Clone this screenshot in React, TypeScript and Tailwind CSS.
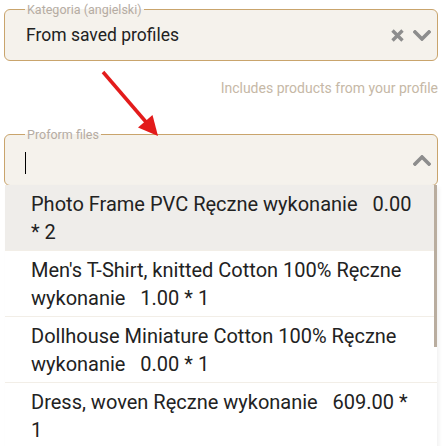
import React from "react";

const items = [
  "Photo Frame PVC Ręczne wykonanie   0.00 * 2",
  "Men's T-Shirt, knitted Cotton 100% Ręczne wykonanie   1.00 * 1",
  "Dollhouse Miniature Cotton 100% Ręczne wykonanie   0.00 * 1",
  "Dress, woven Ręczne wykonanie   609.00 * 1",
];

function ChevronDown() {
  return (
    <svg width="18" height="11" viewBox="0 0 18 11" className="block">
      <polyline points="2,2 9,9 16,2" fill="none" stroke="#8d8d8d" strokeWidth="3.6" strokeLinecap="square" strokeLinejoin="miter" />
    </svg>
  );
}

function ChevronUp() {
  return (
    <svg width="18" height="11" viewBox="0 0 18 11" className="block">
      <polyline points="2,9 9,2 16,9" fill="none" stroke="#8d8d8d" strokeWidth="3.6" strokeLinecap="square" strokeLinejoin="miter" />
    </svg>
  );
}

function Cross() {
  return (
    <svg width="13" height="13" viewBox="0 0 13 13" className="block">
      <path d="M1.5 1.5 L11.5 11.5 M11.5 1.5 L1.5 11.5" fill="none" stroke="#8d8d8d" strokeWidth="3.4" strokeLinecap="butt" />
    </svg>
  );
}

export default function App() {
  return (
    <div
      className="relative h-[446px] w-[447px] overflow-hidden bg-white pl-[4px] pr-[9px] pt-[9px]"
      style={{ fontFamily: "Roboto, 'Liberation Sans', sans-serif" }}
    >
      {/* Category field */}
      <div className="relative flex h-[52px] items-center rounded-[6px] border border-[#c9a46c] bg-[#f5f2ec] pl-[21px] pr-[6px]">
        <span className="absolute left-[20px] top-[-7px] bg-[linear-gradient(to_bottom,#ffffff_6px,#f5f2ec_6px)] px-[2px] text-[12.5px] leading-[14px] text-[#b5aca3]">
          Kategoria (angielski)
        </span>
        <span className="flex-1 text-[17.5px] leading-[24px] text-[#222222]">From saved profiles</span>
        <div className="flex items-center gap-[9px]">
          <Cross />
          <ChevronDown />
        </div>
      </div>

      <div className="mt-[17px] flex justify-end">
        <span className="text-[14px] leading-[20px] text-[#c6b8a6]">Includes products from your profile</span>
      </div>

      {/* Proform files field */}
      <div className="relative mt-[36px] flex h-[52px] items-center rounded-[6px] border border-[#c9a46c] bg-[#f5f2ec] pl-[20px] pr-[6px]">
        <span className="absolute left-[20px] top-[-7px] bg-[linear-gradient(to_bottom,#ffffff_6px,#f5f2ec_6px)] px-[2px] text-[12.5px] leading-[14px] text-[#b5aca3]">
          Proform files
        </span>
        <div className="flex-1">
          <div className="mt-[5px] h-[22px] w-[1px] bg-black" />
        </div>
        <ChevronUp />

        {/* Dropdown menu */}
        <div className="absolute left-0 right-0 top-full z-10 bg-white shadow-[2px_2px_4px_rgba(0,0,0,0.06)]">
          {items.map((t, i) => (
            <div
              key={i}
              className={`whitespace-pre-wrap border-b border-[#f2eee7] pb-[4px] pl-[26px] pr-[20px] pt-[5px] text-[20px] leading-[28px] text-[#222222] ${
                i === 0 ? "bg-[#efedea]" : "bg-white"
              }`}
            >
              {t}
            </div>
          ))}
          <div className="absolute right-0 top-0 h-[162px] w-[3px] bg-[#b9ad9f]" />
        </div>
      </div>

      {/* Red arrow annotation */}
      <svg className="pointer-events-none absolute left-0 top-0 z-20" width="447" height="446" viewBox="0 0 447 446">
        <line x1="103" y1="72" x2="146" y2="122" stroke="#e31b1b" strokeWidth="3.5" />
        <polygon points="158,136 138,127.5 152.5,115" fill="#e31b1b" />
      </svg>
    </div>
  );
}
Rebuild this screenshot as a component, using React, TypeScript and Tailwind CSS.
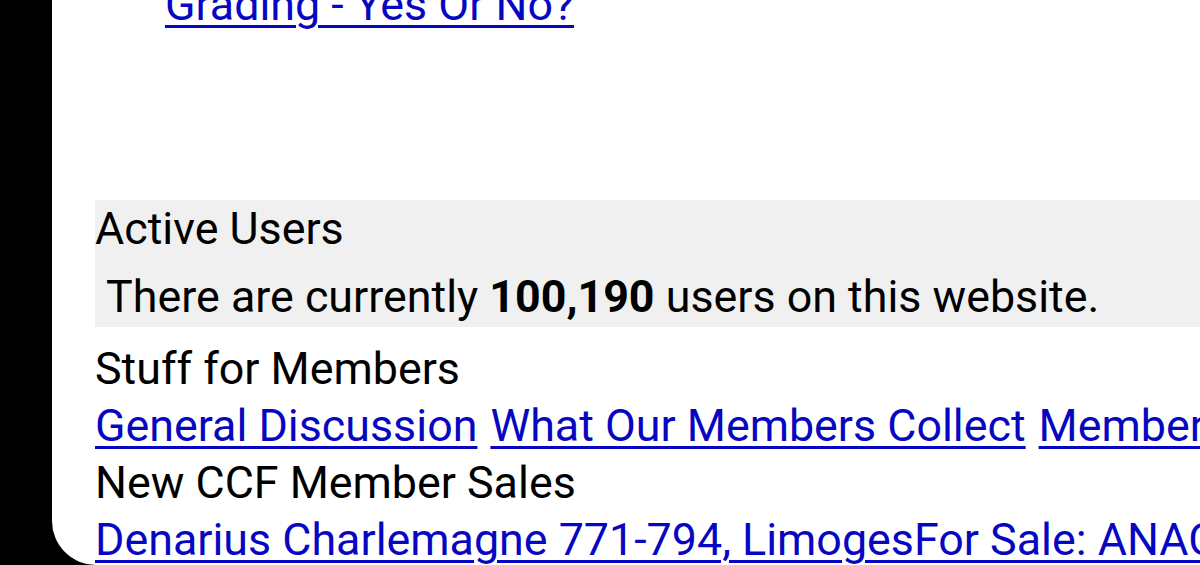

**CHALLENGE**
Repeat the records in full, exactly as they appear, without the pictures.

**RIGHT ANSWER**
Clone this screenshot in React, TypeScript and Tailwind CSS.
import React from "react";

const items = [
  "Photo Frame PVC Ręczne wykonanie   0.00 * 2",
  "Men's T-Shirt, knitted Cotton 100% Ręczne wykonanie   1.00 * 1",
  "Dollhouse Miniature Cotton 100% Ręczne wykonanie   0.00 * 1",
  "Dress, woven Ręczne wykonanie   609.00 * 1",
];

function ChevronDown() {
  return (
    <svg width="18" height="11" viewBox="0 0 18 11" className="block">
      <polyline points="2,2 9,9 16,2" fill="none" stroke="#8d8d8d" strokeWidth="3.6" strokeLinecap="square" strokeLinejoin="miter" />
    </svg>
  );
}

function ChevronUp() {
  return (
    <svg width="18" height="11" viewBox="0 0 18 11" className="block">
      <polyline points="2,9 9,2 16,9" fill="none" stroke="#8d8d8d" strokeWidth="3.6" strokeLinecap="square" strokeLinejoin="miter" />
    </svg>
  );
}

function Cross() {
  return (
    <svg width="13" height="13" viewBox="0 0 13 13" className="block">
      <path d="M1.5 1.5 L11.5 11.5 M11.5 1.5 L1.5 11.5" fill="none" stroke="#8d8d8d" strokeWidth="3.4" strokeLinecap="butt" />
    </svg>
  );
}

export default function App() {
  return (
    <div
      className="relative h-[446px] w-[447px] overflow-hidden bg-white pl-[4px] pr-[9px] pt-[9px]"
      style={{ fontFamily: "Roboto, 'Liberation Sans', sans-serif" }}
    >
      {/* Category field */}
      <div className="relative flex h-[52px] items-center rounded-[6px] border border-[#c9a46c] bg-[#f5f2ec] pl-[21px] pr-[6px]">
        <span className="absolute left-[20px] top-[-7px] bg-[linear-gradient(to_bottom,#ffffff_6px,#f5f2ec_6px)] px-[2px] text-[12.5px] leading-[14px] text-[#b5aca3]">
          Kategoria (angielski)
        </span>
        <span className="flex-1 text-[17.5px] leading-[24px] text-[#222222]">From saved profiles</span>
        <div className="flex items-center gap-[9px]">
          <Cross />
          <ChevronDown />
        </div>
      </div>

      <div className="mt-[17px] flex justify-end">
        <span className="text-[14px] leading-[20px] text-[#c6b8a6]">Includes products from your profile</span>
      </div>

      {/* Proform files field */}
      <div className="relative mt-[36px] flex h-[52px] items-center rounded-[6px] border border-[#c9a46c] bg-[#f5f2ec] pl-[20px] pr-[6px]">
        <span className="absolute left-[20px] top-[-7px] bg-[linear-gradient(to_bottom,#ffffff_6px,#f5f2ec_6px)] px-[2px] text-[12.5px] leading-[14px] text-[#b5aca3]">
          Proform files
        </span>
        <div className="flex-1">
          <div className="mt-[5px] h-[22px] w-[1px] bg-black" />
        </div>
        <ChevronUp />

        {/* Dropdown menu */}
        <div className="absolute left-0 right-0 top-full z-10 bg-white shadow-[2px_2px_4px_rgba(0,0,0,0.06)]">
          {items.map((t, i) => (
            <div
              key={i}
              className={`whitespace-pre-wrap border-b border-[#f2eee7] pb-[4px] pl-[26px] pr-[20px] pt-[5px] text-[20px] leading-[28px] text-[#222222] ${
                i === 0 ? "bg-[#efedea]" : "bg-white"
              }`}
            >
              {t}
            </div>
          ))}
          <div className="absolute right-0 top-0 h-[162px] w-[3px] bg-[#b9ad9f]" />
        </div>
      </div>

      {/* Red arrow annotation */}
      <svg className="pointer-events-none absolute left-0 top-0 z-20" width="447" height="446" viewBox="0 0 447 446">
        <line x1="103" y1="72" x2="146" y2="122" stroke="#e31b1b" strokeWidth="3.5" />
        <polygon points="158,136 138,127.5 152.5,115" fill="#e31b1b" />
      </svg>
    </div>
  );
}
Rebuild this screenshot as a component, using React, TypeScript and Tailwind CSS.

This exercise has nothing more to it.